Thanks for any advice.


----------



## DannyT (Mar 23, 2011)

yes you can if you want to. you can also buy sheets of drywall and cut them into 2x2 squares and use them also, painted of course. they will deaden the sound too.


----------



## joecaption (Nov 30, 2011)

May want to run that idea past your building inspector. May not meet local fire codes.
If you do it I'd suggest staining and sealing it while it was still in 4 X 8 sheets.


----------



## Sean's mom (Jun 12, 2011)

Thanks! I never even thought of drywal, that would be easy and inexpensive. I will have to check on the drywall weight, I think the grid system I am looking at is limited to 1.25 pounds per square foot.

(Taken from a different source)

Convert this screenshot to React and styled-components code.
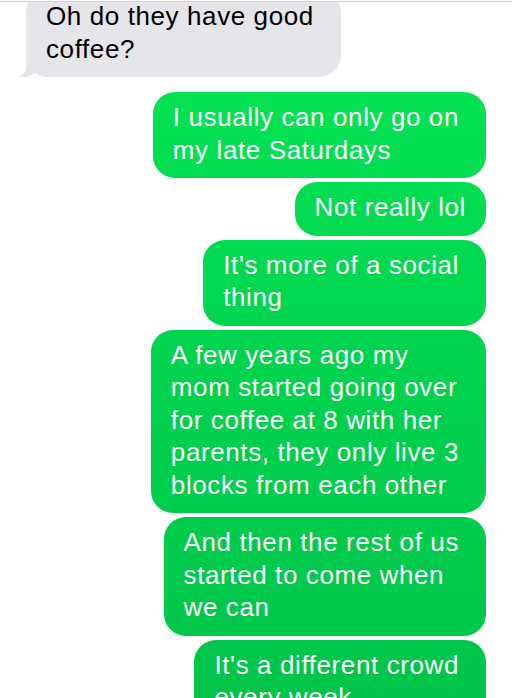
import React from "react";
import styled, { createGlobalStyle } from "styled-components";

const GlobalStyle = createGlobalStyle`
    html, body {
        margin: 0;
        padding: 0;
        background: #ffffff;
        overflow: hidden;
    }
`;

const Screen = styled.div`
    display: flex;
    flex-direction: column;
    width: 512px;
    height: 698px;
    overflow: hidden;
    background: #ffffff;
    font-family: "Liberation Sans", Arial, sans-serif;
`;

const TopRule = styled.div`
    height: 1px;
    margin-top: 1px;
    background: #d2d2d6;
    flex-shrink: 0;
`;

const Thread = styled.div`
    flex: 1;
    overflow: hidden;
`;

const MessageList = styled.div`
    display: flex;
    flex-direction: column;
    padding: 0 26px;
    margin-top: -11px;
`;

const Bubble = styled.div`
    position: relative;
    align-self: ${props => (props.$mine ? "flex-end" : "flex-start")};
    margin-top: ${props => (props.$newSender ? "15px" : "4px")};
    padding: 9px ${props => (props.$wrapped ? "27px" : "20px")} 12px 20px;
    border-radius: 22px;
    font-size: 26px;
    line-height: 32.5px;
    letter-spacing: 0.6px;
    white-space: pre-line;
    color: ${props => (props.$mine ? "#ffffff" : "#000000")};
    background: ${props =>
        props.$mine
            ? "linear-gradient(180deg, #06e755 0%, #00d44e 50%, #00c44a 100%) fixed"
            : "#e5e5ea"};

    &:first-child {
        margin-top: 0;
    }

    ${props =>
        props.$tail &&
        `
        &::before {
            content: "";
            position: absolute;
            bottom: 0;
            left: -8px;
            width: 22px;
            height: 22px;
            background: #e5e5ea;
            border-bottom-right-radius: 16px;
        }
        &::after {
            content: "";
            position: absolute;
            bottom: 0;
            left: -10px;
            width: 10px;
            height: 22px;
            background: #ffffff;
            border-bottom-right-radius: 10px;
        }
    `}
`;

const BubbleText = styled.span`
    position: relative;
    z-index: 1;
`;

const messages = [
    { mine: false, tail: true, text: "Oh do they have good\ncoffee?" },
    { mine: true, text: "I usually can only go on\nmy late Saturdays" },
    { mine: true, text: "Not really lol" },
    { mine: true, text: "It's more of a social\nthing" },
    {
        mine: true,
        text: "A few years ago my\nmom started going over\nfor coffee at 8 with her\nparents, they only live 3\nblocks from each other",
    },
    { mine: true, text: "And then the rest of us\nstarted to come when\nwe can" },
    { mine: true, text: "It's a different crowd\nevery week" },
];

const App = () => {
    return (
        <Screen>
            <GlobalStyle />
            <TopRule />
            <Thread>
                <MessageList>
                    {messages.map((m, i) => (
                        <Bubble
                            key={i}
                            $mine={m.mine}
                            $tail={m.tail}
                            $wrapped={m.text.includes("\n")}
                            $newSender={i > 0 && messages[i - 1].mine !== m.mine}
                        >
                            <BubbleText>{m.text}</BubbleText>
                        </Bubble>
                    ))}
                </MessageList>
            </Thread>
        </Screen>
    );
};

export default App;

And the panels I was looking at are standard prefinished wall panelling, if their ok for walls would the fire code be different for ceiling?


----------



## joecaption (Nov 30, 2011)

With living space above it may be. Only one way to find out.


----------



## mae-ling (Dec 9, 2011)

Many places do not allow wood panelling. Even though you can buy it at the store.
1/2" drywall is about 1.7lbs/SF so it is to heavy.
Their is a lightweight 1/2" that may work.


----------



## mae-ling (Dec 9, 2011)

also how much will a 2' by 4' panel sag?


----------



## firehawkmph (Dec 12, 2009)

Use the lightweight 1/2" drywall as suggested, cut it into 2' x 2' squares, and buy commercial grid at a drop ceiling supplier and you'll be fine.
Mike Hawkins


----------



## Sean's mom (Jun 12, 2011)

Thanks so much for all of the advice. I'll let you know how it turns out?


----------